Wherever the word "styles" appears in a line, copy that line.

### Available data
::::::::
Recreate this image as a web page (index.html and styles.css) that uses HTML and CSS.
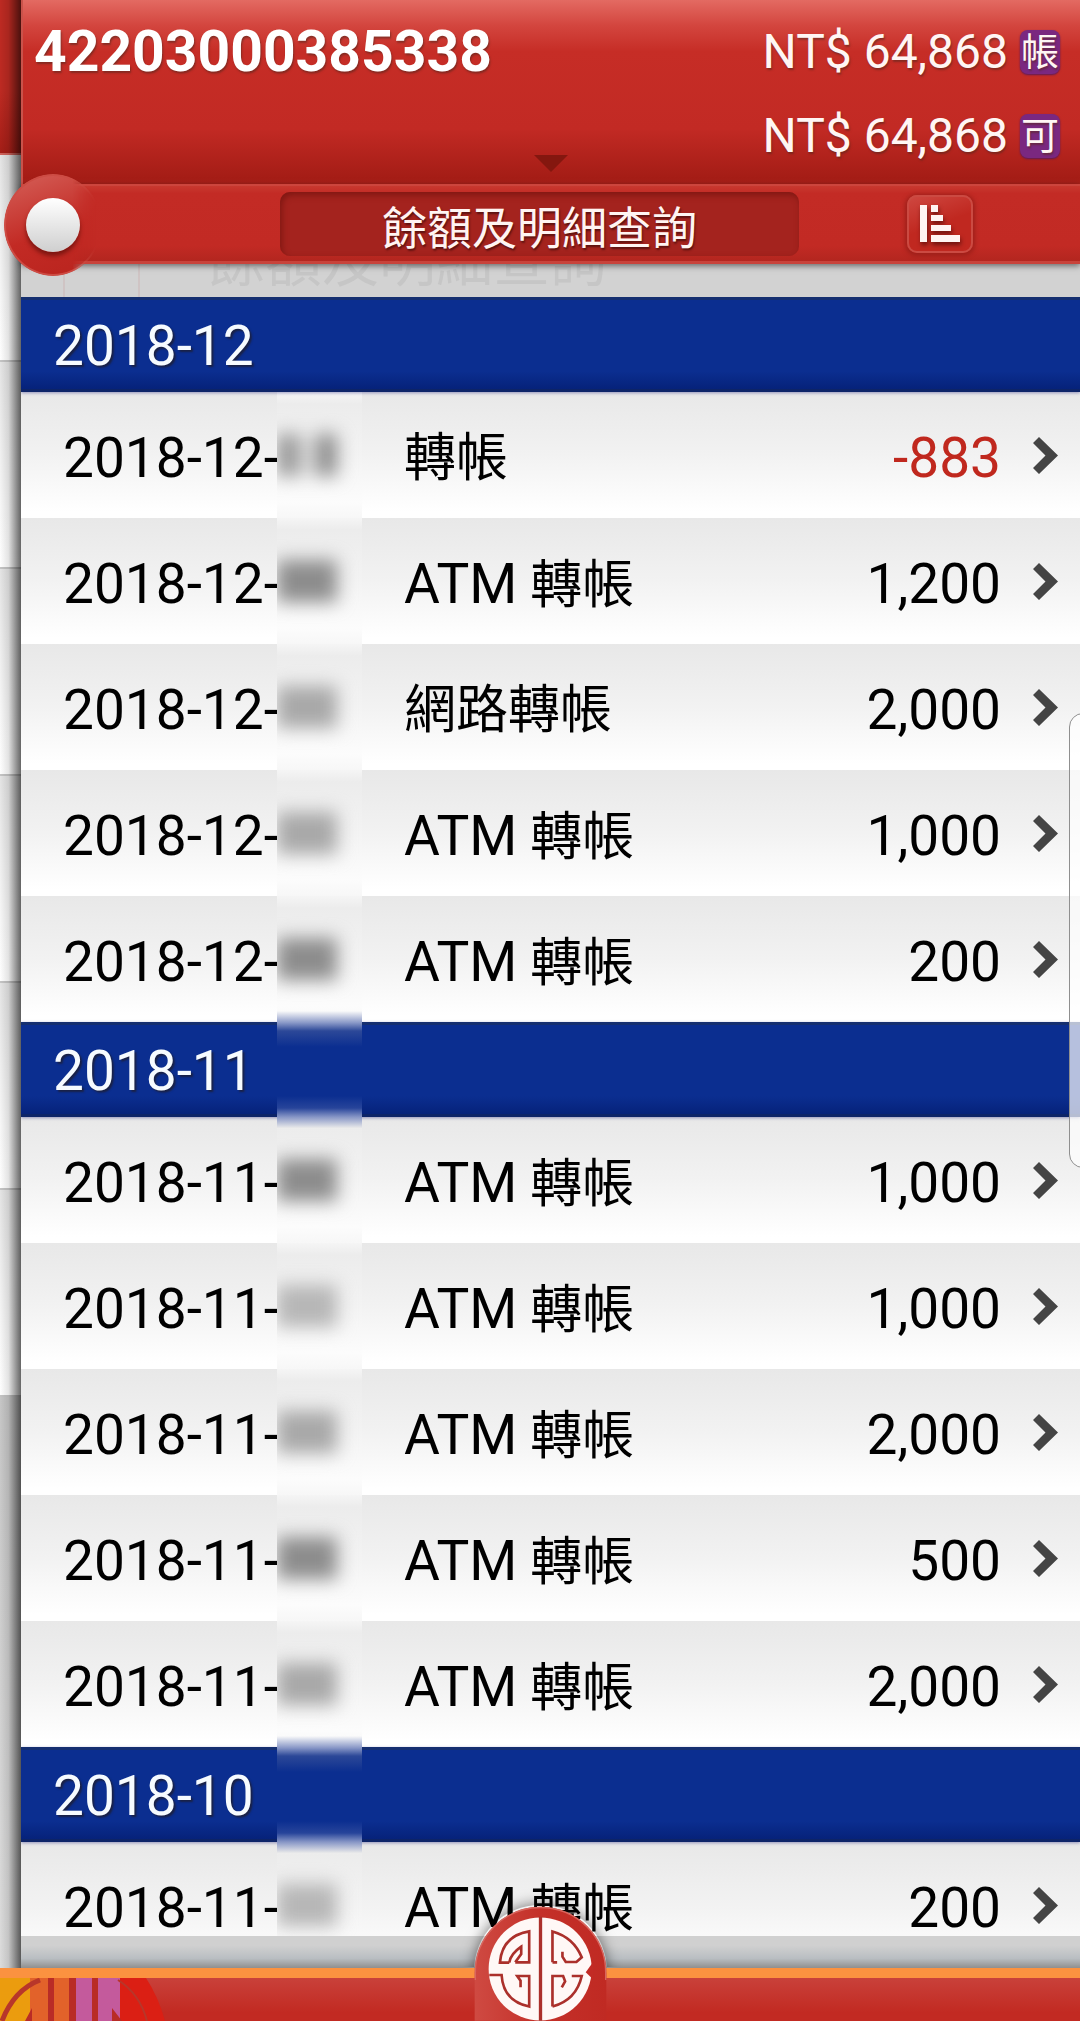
FILE: index.html
```html
<!DOCTYPE html>
<html lang="zh-Hant">
<head>
<meta charset="utf-8">
<meta name="viewport" content="width=device-width, initial-scale=1">
<title>餘額及明細查詢</title>
<link rel="stylesheet" href="styles.css">
</head>
<body>
<svg class="defs" aria-hidden="true">
  <symbol id="chevron" viewBox="0 0 25 37"><path d="M6 0 25 18.500 6 37 0 31 12.500 18.500 0 6Z" fill="#444"/></symbol>
</svg>
<div class="app">
  <aside class="underlay" aria-hidden="true">
    <div class="underlay-head"></div>
    <div class="underlay-row"></div>
    <div class="underlay-row"></div>
    <div class="underlay-row"></div>
    <div class="underlay-row"></div>
    <div class="underlay-row"></div>
    <div class="underlay-row"></div>
    <div class="underlay-rest"></div>
  </aside>

  <main class="panel">
    <header class="account">
      <h1 class="account-no">42203000385338</h1>
      <div class="balances">
        <p class="balance">NT$ 64,868 <span class="badge">帳</span></p>
        <p class="balance">NT$ 64,868 <span class="badge">可</span></p>
      </div>
      <span class="caret"></span>
    </header>

    <nav class="toolbar">
      <button class="knob" type="button" aria-label="選單"><span class="knob-dot"></span></button>
      <h2 class="toolbar-title">餘額及明細查詢</h2>
      <button class="sort" type="button" aria-label="排序">
        <svg class="sort-icon" viewBox="0 0 40 37"><path d="M0 0h7v37H0zM11 0h7v7h-7zM11 10h12v6H11zM11 20h20v6H11zM11 30h29v7H11z" fill="#fff4f2"/></svg>
      </button>
    </nav>

    <div class="ghost" aria-hidden="true"><span class="ghost-box"></span><span class="ghost-text">餘額及明細查詢</span></div>

    <div class="list">
      <section>
        <h3 class="month">2018-12</h3>
        <a class="row" href="#"><span class="date">2018-12-</span><span class="mask"><i class="blob split"></i></span><span class="desc">轉帳</span><span class="amount negative">-883</span><svg class="chevron"><use href="#chevron"/></svg></a>
        <a class="row" href="#"><span class="date">2018-12-</span><span class="mask"><i class="blob dark"></i></span><span class="desc"><b>ATM</b> 轉帳</span><span class="amount">1,200</span><svg class="chevron"><use href="#chevron"/></svg></a>
        <a class="row" href="#"><span class="date">2018-12-</span><span class="mask"><i class="blob"></i></span><span class="desc">網路轉帳</span><span class="amount">2,000</span><svg class="chevron"><use href="#chevron"/></svg></a>
        <a class="row" href="#"><span class="date">2018-12-</span><span class="mask"><i class="blob"></i></span><span class="desc"><b>ATM</b> 轉帳</span><span class="amount">1,000</span><svg class="chevron"><use href="#chevron"/></svg></a>
        <a class="row" href="#"><span class="date">2018-12-</span><span class="mask"><i class="blob dark"></i></span><span class="desc"><b>ATM</b> 轉帳</span><span class="amount">200</span><svg class="chevron"><use href="#chevron"/></svg></a>
      </section>
      <section>
        <h3 class="month smeared">2018-11</h3>
        <a class="row" href="#"><span class="date">2018-11-</span><span class="mask"><i class="blob dark"></i></span><span class="desc"><b>ATM</b> 轉帳</span><span class="amount">1,000</span><svg class="chevron"><use href="#chevron"/></svg></a>
        <a class="row" href="#"><span class="date">2018-11-</span><span class="mask"><i class="blob light"></i></span><span class="desc"><b>ATM</b> 轉帳</span><span class="amount">1,000</span><svg class="chevron"><use href="#chevron"/></svg></a>
        <a class="row" href="#"><span class="date">2018-11-</span><span class="mask"><i class="blob"></i></span><span class="desc"><b>ATM</b> 轉帳</span><span class="amount">2,000</span><svg class="chevron"><use href="#chevron"/></svg></a>
        <a class="row" href="#"><span class="date">2018-11-</span><span class="mask"><i class="blob dark"></i></span><span class="desc"><b>ATM</b> 轉帳</span><span class="amount">500</span><svg class="chevron"><use href="#chevron"/></svg></a>
        <a class="row" href="#"><span class="date">2018-11-</span><span class="mask"><i class="blob"></i></span><span class="desc"><b>ATM</b> 轉帳</span><span class="amount">2,000</span><svg class="chevron"><use href="#chevron"/></svg></a>
      </section>
      <section>
        <h3 class="month smeared">2018-10</h3>
        <a class="row" href="#"><span class="date">2018-11-</span><span class="mask"><i class="blob light"></i></span><span class="desc"><b>ATM</b> 轉帳</span><span class="amount">200</span><svg class="chevron"><use href="#chevron"/></svg></a>
      </section>
    </div>
    <div class="panel-end"></div>
  </main>

  <footer class="dock">
    <svg class="emblem" viewBox="0 0 165 43" aria-hidden="true">
      <path d="M118 0H146Q158 18 165 43H118Z" fill="#db1f14"/>
      <path d="M0 0H30V43H0Z" fill="#eb9c0e"/>
      <path d="M30 0H72V43H30Z" fill="#e2622a"/>
      <path d="M72 0H120V43H72Z" fill="#c45a9c"/>
      <path d="M48 0h6v43h-6zM69 0h7v43h-7zM92 0h6v43h-6z" fill="#b92c26"/>
      <path d="M2 43Q14 12 40 2" fill="none" stroke="#b8362a" stroke-width="5"/>
      <path d="M118 2Q140 16 147 43" fill="none" stroke="#b8362a" stroke-width="2"/>
      <path d="M25 43 32 30V43ZM112 43V30L122 43Z" fill="#b92c26"/>
    </svg>
    <button class="home" type="button" aria-label="首頁">
      <svg class="home-logo" viewBox="100 75 400 348">
        <defs><linearGradient id="dome" x1="0" y1="0" x2="1" y2="0"><stop offset="0" stop-color="#cf4a42"/><stop offset=".5" stop-color="#c43029"/><stop offset="1" stop-color="#c02a23"/></linearGradient></defs>
        <path d="M102 423V278A198 198 0 0 1 498 278V423Z" fill="url(#dome)"/>
        <path d="M104 300V278A196 196 0 0 1 496 278V300" fill="none" stroke="#d8665e" stroke-width="4"/>
        <circle cx="299" cy="267" r="155" fill="#fff8f6"/>
        <path d="M460 244 436 277 460 300Z" fill="#c22b25"/>
        <g fill="none" stroke="#ab302b" stroke-width="8">
          <path d="M300 110V423" stroke-width="10"/>
          <path d="M146 285H183Q188 364 266 380V288H230L240 302V322"/>
          <path d="M206 248H178Q184 168 266 154V247H224M206 248Q210 222 242 200V222L224 247"/>
          <path d="M336 247V154Q400 172 424 232L408 246H376L366 230V215"/>
          <path d="M336 247H350M336 380V288H368L374 304 364 322M394 288H424Q408 360 336 380"/>
        </g>
      </svg>
    </button>
  </footer>
  <span class="edge-handle"></span>
</div>
</body>
</html>
```
FILE: styles.css
```css
* { box-sizing: border-box; margin: 0; padding: 0; }

body {
  font-family: Roboto, "Noto Sans CJK TC", sans-serif;
  color: #000;
  background: #d2d2d2;
}

button { border: 0; background: none; cursor: pointer; }

.defs { position: absolute; width: 0; height: 0; }

.app {
  position: relative;
  display: grid;
  grid-template: minmax(0, 1fr) auto / 21px minmax(0, 1fr);
  height: 100vh;
  overflow: hidden;
}

/* Page peeking out from under the sliding panel */
.underlay {
  position: relative;
  display: flex;
  flex-direction: column;
  background: #d2d2d2;
  overflow: hidden;
}
.underlay::after {
  content: "";
  position: absolute;
  inset: 0;
  background: linear-gradient(90deg, transparent 0, rgba(0, 0, 0, .1) 40%, rgba(0, 0, 0, .6) 100%);
}
.underlay-head { flex: none; height: 155px; background: linear-gradient(#bd2a22 0 60%, #a51e17); border-bottom: 2px solid #cf625b; }
.underlay-row { flex: none; height: 207px; background: linear-gradient(#e4e4e4, #fff); border-bottom: 2px solid #c4c4c4; }
.underlay-rest { flex: 1; background: linear-gradient(#c6c6c6, #dcdcdc); }

.panel { display: flex; flex-direction: column; min-height: 0; }

.account {
  position: relative;
  display: flex;
  justify-content: space-between;
  height: 184px;
  padding: 10px 20px 0 11px;
  background: linear-gradient(#e36a62 0, #d3453e 14%, #c62d26 28%, #c22a24 70%, #a51d16 96%, #a82019);
  border-left: 2px solid #c9534b;
  color: #fff6f4;
  text-shadow: 1px 2px 2px rgba(90, 40, 30, .6);
}
.account-no { font-size: 57px; line-height: 84px; font-weight: 700; color: #fff; }
.balance { display: flex; align-items: center; gap: 12px; height: 84px; font-size: 48px; line-height: 82px; }
.badge {
  width: 40px;
  height: 44px;
  border-radius: 8px;
  background: #7a2880;
  box-shadow: 0 1px 2px #5a1a5c;
  font-size: 38px;
  line-height: 44px;
  text-align: center;
}
.caret {
  position: absolute;
  left: 50%;
  bottom: 12px;
  margin-left: -18px;
  border: 17px solid transparent;
  border-bottom: 0;
  border-top-color: #84170f;
}

.toolbar {
  position: relative;
  z-index: 3;
  display: grid;
  grid-template-columns: 259fr 519fr 281fr;
  align-items: center;
  height: 80px;
  background: linear-gradient(#c8382f 0, #c32b25 10%, #c22a24 80%, #b3261f);
  border-top: 2px solid #cc453d;
  border-bottom: 3px solid #c8433b;
  box-shadow: 0 2px 6px rgba(0, 0, 0, .5);
}
.toolbar-title {
  grid-column: 2;
  height: 64px;
  border-radius: 10px;
  background: #a4231e;
  box-shadow: inset 2px 3px 6px #7f1712;
  color: #fff4f2;
  font-size: 45px;
  font-weight: 400;
  line-height: 76px;
  text-align: center;
  text-shadow: 1px 2px 2px rgba(60, 10, 10, .7);
}
/* Knob hangs over the panel's left edge and fades into the bar */
.knob {
  position: absolute;
  left: -17px;
  top: -12px;
  display: grid;
  place-items: center;
  width: 98px;
  height: 102px;
}
.knob::before {
  content: "";
  grid-area: 1 / 1;
  width: 98px;
  height: 102px;
  border-radius: 50%;
  background: linear-gradient(160deg, #d25750 10%, #c22a24 55%, #b9241e);
  box-shadow: inset 0 0 0 2px #cd4c44;
  -webkit-mask: linear-gradient(90deg, #000 70%, transparent 94%);
  mask: linear-gradient(90deg, #000 70%, transparent 94%);
}
.knob-dot {
  grid-area: 1 / 1;
  z-index: 1;
  width: 54px;
  height: 54px;
  border-radius: 50%;
  background: linear-gradient(#fff, #cfcfcf);
  box-shadow: 0 4px 4px #7d1611;
}
.sort {
  justify-self: center;
  display: grid;
  place-items: center;
  width: 66px;
  height: 58px;
  border-radius: 10px;
  background: linear-gradient(160deg, #cf4942, #c02820 50%);
  box-shadow: inset 0 0 0 2px #cb4a42, 0 1px 4px 2px #9f201a;
}
.sort-icon { width: 40px; height: 37px; filter: drop-shadow(1px 3px 2px #6f130f); }

.ghost {
  display: flex;
  height: 33px;
  padding-left: 42px;
  background: #d2d2d2;
  overflow: hidden;
}
.ghost-box { width: 77px; height: 40px; margin-right: 68px; border: solid #cfc4c4; border-width: 0 2px; }
.ghost-text { color: #c6c6c6; font-size: 57px; line-height: 40px; margin-top: -22px; }

.list { flex: 1; min-height: 0; overflow: hidden; }

.month {
  position: relative;
  z-index: 2;
  height: 95px;
  padding-left: 32px;
  background: linear-gradient(#0b2e90 0 80%, #06227a);
  border-top: 3px solid #152f70;
  border-bottom: 3px solid #0d2468;
  box-shadow: 0 1px 3px rgba(20, 20, 120, .4);
  color: #f6fbff;
  font-size: 55px;
  font-weight: 400;
  line-height: 92px;
  text-shadow: 2px 2px 2px rgba(30, 30, 50, .8);
}
/* Blur strip of the hidden days runs across the month bars */
.smeared::after {
  content: "";
  position: absolute;
  left: 256px;
  top: -14px;
  bottom: -14px;
  width: 85px;
  background: linear-gradient(#fafafa 0, #8796c6 12px, #2c4898 20px, #0b2e90 36px calc(100% - 32px), #27449a calc(100% - 20px), #8796c6 calc(100% - 11px), #eaeaea 100%);
}

.row {
  display: flex;
  align-items: center;
  height: 126px;
  padding: 0 22px 0 42px;
  background: linear-gradient(#e8e8e8, #f2f2f2 50%, #fff 95%);
  color: #000;
  font-size: 55px;
  line-height: 80px;
  text-decoration: none;
}
.date, .amount { padding-top: 6px; }
.date { width: 214px; white-space: nowrap; }
.mask {
  z-index: 1;
  display: grid;
  place-items: center start;
  width: 85px;
  height: 126px;
  background: linear-gradient(#f5f5f5, #ececec 12px, #f3f3f3 50%, #fcfcfc 110px, #f7f7f7);
  overflow: hidden;
}
.blob { width: 60px; height: 42px; background: #a8a8a8; filter: blur(9px); }
.blob.dark { background: #8c8c8c; }
.blob.light { background: #b6b6b6; }
.blob.split { background: linear-gradient(90deg, #999 0 20px, #eee 28px 34px, #8c8c8c 42px); }
.desc { flex: 1; padding: 8px 0 0 42px; font-size: 52px; }
.desc b { font-size: 55px; font-weight: 400; }
.amount { margin-right: 32px; }
.negative { color: #c0281e; }
.chevron { width: 25px; height: 37px; }

.panel-end { height: 32px; background: linear-gradient(#d0d0d0 30%, #b9bec2 70%, #8f8f8f); }

.dock {
  position: relative;
  z-index: 3;
  grid-column: 1 / -1;
  height: 53px;
  background: linear-gradient(#c9413a, #c22a22 80%);
  border-top: 10px solid #fb9240;
}
.emblem { display: block; width: 165px; height: 43px; }
.home {
  position: absolute;
  left: 50%;
  bottom: 0;
  width: 133px;
  height: 116px;
  margin-left: -66px;
  border-radius: 66px 66px 0 0;
  box-shadow: 0 -1px 14px rgba(0, 0, 0, .5);
  clip-path: polygon(-20px -20px, 153px -20px, 153px 62px, 133px 62px, 133px 116px, 0 116px, 0 62px, -20px 62px);
}
.home-logo { display: block; width: 133px; height: 116px; }

/* System edge-panel handle */
.edge-handle {
  position: absolute;
  z-index: 4;
  right: -30px;
  top: 713px;
  width: 41px;
  height: 455px;
  border: 1px solid #8f8f8f;
  border-radius: 14px;
  background: rgba(255, 255, 255, .7);
}
```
::::::::
### Exercise response
Recreate this image as a web page (index.html and styles.css) that uses HTML and CSS.
<link rel="stylesheet" href="styles.css">
FILE: styles.css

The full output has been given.